[start]

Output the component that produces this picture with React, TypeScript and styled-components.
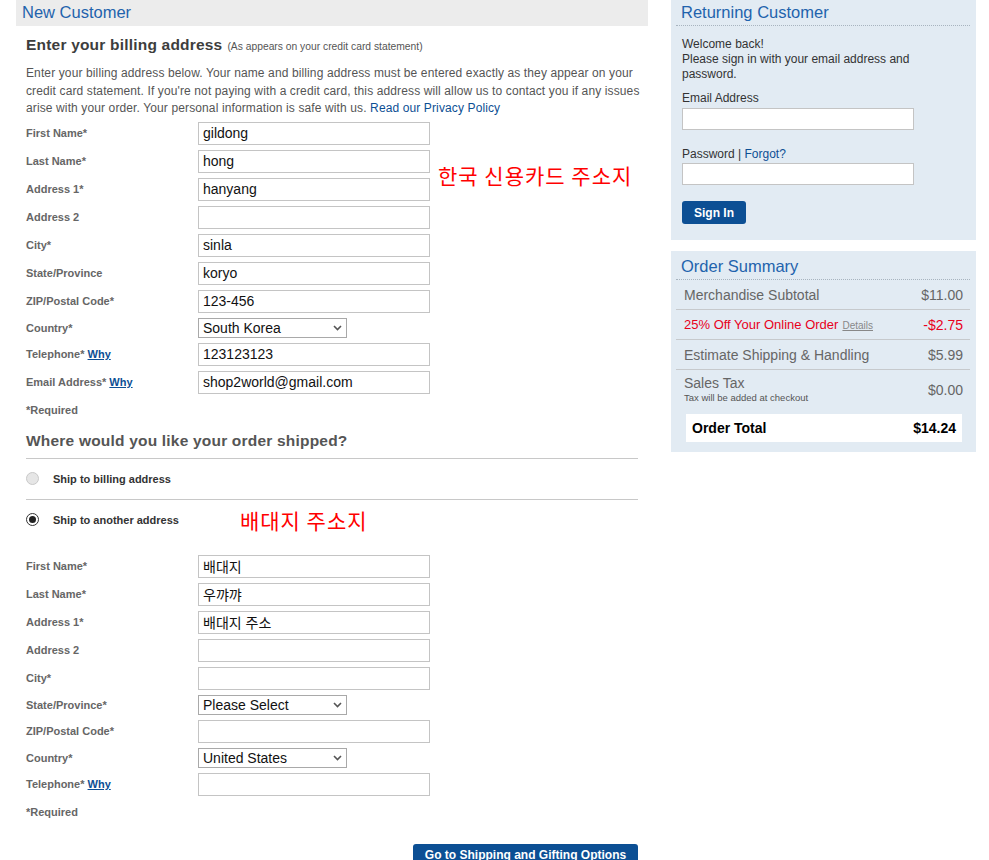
import styled, { createGlobalStyle } from 'styled-components'

const GlobalStyle = createGlobalStyle`
  body {
    margin: 0;
    background: #ffffff;
    font-family: "Liberation Sans", Arial, "Noto Sans CJK KR", sans-serif;
  }
`

const blue = '#1f63ad'
const linkBlue = '#0d4f94'

const Page = styled.div`
  display: flex;
  align-items: flex-start;
  gap: 23px;
  padding-left: 16px;
  width: 989px;
  box-sizing: border-box;
`

const LeftColumn = styled.div`
  width: 632px;
`

const SectionHeader = styled.div`
  height: 26px;
  background: #ececec;
  color: ${blue};
  font-size: 16.5px;
  line-height: 25px;
  padding-left: 6px;
`

const LeftBody = styled.div`
  padding: 0 10px;
`

const BillingTitle = styled.h2`
  margin: 10px 0 0;
  font-size: 15.5px;
  line-height: 18px;
  font-weight: bold;
  color: #3d3d3d;
  letter-spacing: 0.2px;
`

const TitleNote = styled.span`
  font-size: 10.3px;
  font-weight: normal;
  letter-spacing: 0;
  color: #555;
  margin-left: 5px;
`

const Intro = styled.p`
  margin: 9px 0 0;
  font-size: 12px;
  line-height: 17.5px;
  color: #555;
  letter-spacing: 0.12px;
  white-space: nowrap;
`

const Link = styled.a`
  color: ${linkBlue};
  text-decoration: none;
`

const FormGrid = styled.div<{ $top: number }>`
  display: grid;
  grid-template-columns: 172px 232px 1fr;
  row-gap: 5px;
  align-items: center;
  margin-top: ${({ $top }) => $top}px;
`

const Label = styled.label`
  grid-column: 1;
  font-size: 11px;
  font-weight: bold;
  color: #666;
`

const WhyLink = styled.a`
  color: ${linkBlue};
  text-decoration: underline;
`

const TextInput = styled.input`
  grid-column: 2;
  box-sizing: border-box;
  width: 232px;
  height: 23px;
  margin: 0;
  border: 1px solid #c4c4c4;
  padding: 0 4px;
  font-family: "Liberation Sans", Arial, "Noto Sans CJK KR", sans-serif;
  font-size: 14px;
  color: #111;
  background: #fff;
  outline: none;
`

const SelectBox = styled.div`
  grid-column: 2;
  box-sizing: border-box;
  width: 149px;
  height: 20px;
  border: 1px solid #a9a9a9;
  display: flex;
  align-items: center;
  justify-content: space-between;
  padding: 0 4px 0 4px;
  font-size: 14px;
  color: #111;
  background: #fff;
`

const Chevron = styled.svg`
  width: 9px;
  height: 9px;
`

const Annotation = styled.div`
  color: #ff0000;
  font-family: "Noto Sans CJK KR", sans-serif;
  font-size: 21px;
  letter-spacing: 1px;
  white-space: nowrap;
`

const SideNote = styled(Annotation)`
  grid-column: 3;
  grid-row: 2 / span 2;
  padding-left: 8px;
`

const Required = styled.div<{ $top: number }>`
  margin-top: ${({ $top }) => $top}px;
  font-size: 11px;
  font-weight: bold;
  color: #666;
  line-height: 13px;
`

const ShipHeading = styled.h3`
  margin: 15px 0 0;
  padding-bottom: 8px;
  font-size: 15.5px;
  line-height: 18px;
  font-weight: bold;
  color: #555;
  letter-spacing: 0.2px;
  border-bottom: 1px solid #c8c8c8;
`

const RadioRow = styled.div<{ $line?: boolean; $height: number }>`
  display: flex;
  align-items: center;
  height: ${({ $height }) => $height}px;
  border-bottom: ${({ $line }) => ($line ? '1px solid #c8c8c8' : 'none')};
`

const Radio = styled.span<{ $checked?: boolean }>`
  box-sizing: border-box;
  width: 13px;
  height: 13px;
  border-radius: 50%;
  border: 1px solid ${({ $checked }) => ($checked ? '#333' : '#c9c9c9')};
  background: ${({ $checked }) => ($checked ? '#fff' : '#e6e6e6')};
  display: flex;
  align-items: center;
  justify-content: center;

  &::after {
    content: '';
    width: 7px;
    height: 7px;
    border-radius: 50%;
    background: ${({ $checked }) => ($checked ? '#222' : 'transparent')};
  }
`

const RadioLabel = styled.span`
  margin-left: 14px;
  font-size: 11px;
  font-weight: bold;
  color: #333;
`

const InlineNote = styled(Annotation)`
  margin-left: 61px;
`

const ButtonBar = styled.div`
  display: flex;
  justify-content: flex-end;
  margin-top: 25px;
`

const PrimaryButton = styled.button<{ $width?: number }>`
  box-sizing: border-box;
  height: 23px;
  padding: 0 12px;
  border: none;
  border-radius: 3px;
  background: #0c4f94;
  color: #fff;
  font-family: "Liberation Sans", Arial, sans-serif;
  font-size: 12px;
  font-weight: bold;
  white-space: nowrap;
  ${({ $width }) => ($width ? `width: ${$width}px; padding: 0;` : '')}
`

const RightColumn = styled.div`
  width: 305px;
  display: flex;
  flex-direction: column;
  gap: 11px;
`

const Panel = styled.div<{ $height: number }>`
  box-sizing: border-box;
  height: ${({ $height }) => $height}px;
  background: #e2ebf3;
  padding: 0 6px 0 5px;
`

const PanelTitle = styled.div<{ $height: number }>`
  box-sizing: border-box;
  height: ${({ $height }) => $height}px;
  display: flex;
  align-items: flex-end;
  color: ${blue};
  font-size: 16.5px;
  line-height: 25px;
  padding-left: 5px;
  border-bottom: 1px dotted #a8b4bf;
`

const PanelBody = styled.div`
  padding: 11px 0 0 6px;
  font-size: 12px;
  color: #333;
`

const Welcome = styled.div`
  line-height: 15px;
`

const FieldLabel = styled.div<{ $top: number }>`
  margin-top: ${({ $top }) => $top}px;
  line-height: 15px;
`

const LoginInput = styled.input<{ $gap: number }>`
  display: block;
  box-sizing: border-box;
  width: 232px;
  height: 22px;
  margin: ${({ $gap }) => $gap}px 0 0;
  border: 1px solid #c4c4c4;
  background: #fff;
  outline: none;
`

const SignInRow = styled.div`
  margin-top: 16px;
`

const SummaryRow = styled.div<{ $line?: boolean; $height?: number; $red?: boolean }>`
  display: flex;
  align-items: center;
  justify-content: space-between;
  height: ${({ $height }) => $height ?? 30}px;
  padding: 0 7px 0 8px;
  border-bottom: ${({ $line }) => ($line ? '1px solid #c6c9cc' : 'none')};
  font-size: 14px;
  color: ${({ $red }) => ($red ? '#e8001c' : '#666')};
  box-sizing: border-box;
`

const DiscountLabel = styled.span`
  font-size: 13px;
`

const Details = styled.a`
  font-size: 10px;
  color: #888;
  text-decoration: underline;
  margin-left: 4px;
`

const TaxBlock = styled.div`
  display: flex;
  flex-direction: column;
  line-height: 15px;
`

const TaxNote = styled.span`
  font-size: 9.5px;
  line-height: 14px;
  color: #555;
`

const TotalBox = styled.div`
  display: flex;
  justify-content: space-between;
  align-items: center;
  margin: 4px 8px 0 10px;
  height: 28px;
  padding: 0 6px 0 6px;
  background: #fff;
  font-size: 14px;
  font-weight: bold;
  color: #000;
`

const SelectChevron = () => (
  <Chevron viewBox="0 0 9 9">
    <path d="M1 3 L4.5 6.5 L8 3" fill="none" stroke="#555" strokeWidth="1.6" />
  </Chevron>
)

type Field = {
  label: string
  value?: string
  select?: boolean
  why?: boolean
}

const billingFields: Field[] = [
  { label: 'First Name*', value: 'gildong' },
  { label: 'Last Name*', value: 'hong' },
  { label: 'Address 1*', value: 'hanyang' },
  { label: 'Address 2', value: '' },
  { label: 'City*', value: 'sinla' },
  { label: 'State/Province', value: 'koryo' },
  { label: 'ZIP/Postal Code*', value: '123-456' },
  { label: 'Country*', value: 'South Korea', select: true },
  { label: 'Telephone*', value: '123123123', why: true },
  { label: 'Email Address*', value: 'shop2world@gmail.com', why: true },
]

const shippingFields: Field[] = [
  { label: 'First Name*', value: '배대지' },
  { label: 'Last Name*', value: '우꺄꺄' },
  { label: 'Address 1*', value: '배대지 주소' },
  { label: 'Address 2', value: '' },
  { label: 'City*', value: '' },
  { label: 'State/Province*', value: 'Please Select', select: true },
  { label: 'ZIP/Postal Code*', value: '' },
  { label: 'Country*', value: 'United States', select: true },
  { label: 'Telephone*', value: '', why: true },
]

const renderFields = (fields: Field[]) =>
  fields.map((f) => [
    <Label key={f.label + '-l'}>
      {f.label}
      {f.why && (
        <>
          {' '}
          <WhyLink href="#">Why</WhyLink>
        </>
      )}
    </Label>,
    f.select ? (
      <SelectBox key={f.label + '-s'}>
        <span>{f.value}</span>
        <SelectChevron />
      </SelectBox>
    ) : (
      <TextInput key={f.label + '-i'} defaultValue={f.value} />
    ),
  ])

export default function App() {
  return (
    <>
      <GlobalStyle />
      <Page>
        <LeftColumn>
          <SectionHeader>New Customer</SectionHeader>
          <LeftBody>
            <BillingTitle>
              Enter your billing address
              <TitleNote>(As appears on your credit card statement)</TitleNote>
            </BillingTitle>
            <Intro>
              Enter your billing address below. Your name and billing address must be entered exactly as they appear on your
              <br />
              credit card statement. If you're not paying with a credit card, this address will allow us to contact you if any issues
              <br />
              arise with your order. Your personal information is safe with us. <Link href="#">Read our Privacy Policy</Link>
            </Intro>

            <FormGrid $top={4}>
              <SideNote>한국 신용카드 주소지</SideNote>
              {renderFields(billingFields)}
            </FormGrid>
            <Required $top={10}>*Required</Required>

            <ShipHeading>Where would you like your order shipped?</ShipHeading>
            <RadioRow $line $height={40}>
              <Radio />
              <RadioLabel>Ship to billing address</RadioLabel>
            </RadioRow>
            <RadioRow $height={40}>
              <Radio $checked />
              <RadioLabel>Ship to another address</RadioLabel>
              <InlineNote>배대지 주소지</InlineNote>
            </RadioRow>

            <FormGrid $top={15}>{renderFields(shippingFields)}</FormGrid>
            <Required $top={10}>*Required</Required>

            <ButtonBar>
              <PrimaryButton $width={225}>Go to Shipping and Gifting Options</PrimaryButton>
            </ButtonBar>
          </LeftBody>
        </LeftColumn>

        <RightColumn>
          <Panel $height={240}>
            <PanelTitle $height={26}>Returning Customer</PanelTitle>
            <PanelBody>
              <Welcome>
                Welcome back!
                <br />
                Please sign in with your email address and
                <br />
                password.
              </Welcome>
              <FieldLabel $top={9}>Email Address</FieldLabel>
              <LoginInput $gap={2} />
              <FieldLabel $top={17}>
                Password | <Link href="#">Forgot?</Link>
              </FieldLabel>
              <LoginInput $gap={1} />
              <SignInRow>
                <PrimaryButton>Sign In</PrimaryButton>
              </SignInRow>
            </PanelBody>
          </Panel>

          <Panel $height={201}>
            <PanelTitle $height={29}>Order Summary</PanelTitle>
            <SummaryRow $line>
              <span>Merchandise Subtotal</span>
              <span>$11.00</span>
            </SummaryRow>
            <SummaryRow $line $red>
              <DiscountLabel>
                25% Off Your Online Order<Details href="#">Details</Details>
              </DiscountLabel>
              <span>-$2.75</span>
            </SummaryRow>
            <SummaryRow $line>
              <span>Estimate Shipping &amp; Handling</span>
              <span>$5.99</span>
            </SummaryRow>
            <SummaryRow $height={40}>
              <TaxBlock>
                <span>Sales Tax</span>
                <TaxNote>Tax will be added at checkout</TaxNote>
              </TaxBlock>
              <span>$0.00</span>
            </SummaryRow>
            <TotalBox>
              <span>Order Total</span>
              <span>$14.24</span>
            </TotalBox>
          </Panel>
        </RightColumn>
      </Page>
    </>
  )
}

[end]

### Work required
Leave out the pictures and restate, word for word, the lines from the top of the data through the line containing "const linkBlue = '#0d4f94'", both included.

### Exercise answer
Output the component that produces this picture with React, TypeScript and styled-components.
import styled, { createGlobalStyle } from 'styled-components'

const GlobalStyle = createGlobalStyle`
  body {
    margin: 0;
    background: #ffffff;
    font-family: "Liberation Sans", Arial, "Noto Sans CJK KR", sans-serif;
  }
`

const blue = '#1f63ad'
const linkBlue = '#0d4f94'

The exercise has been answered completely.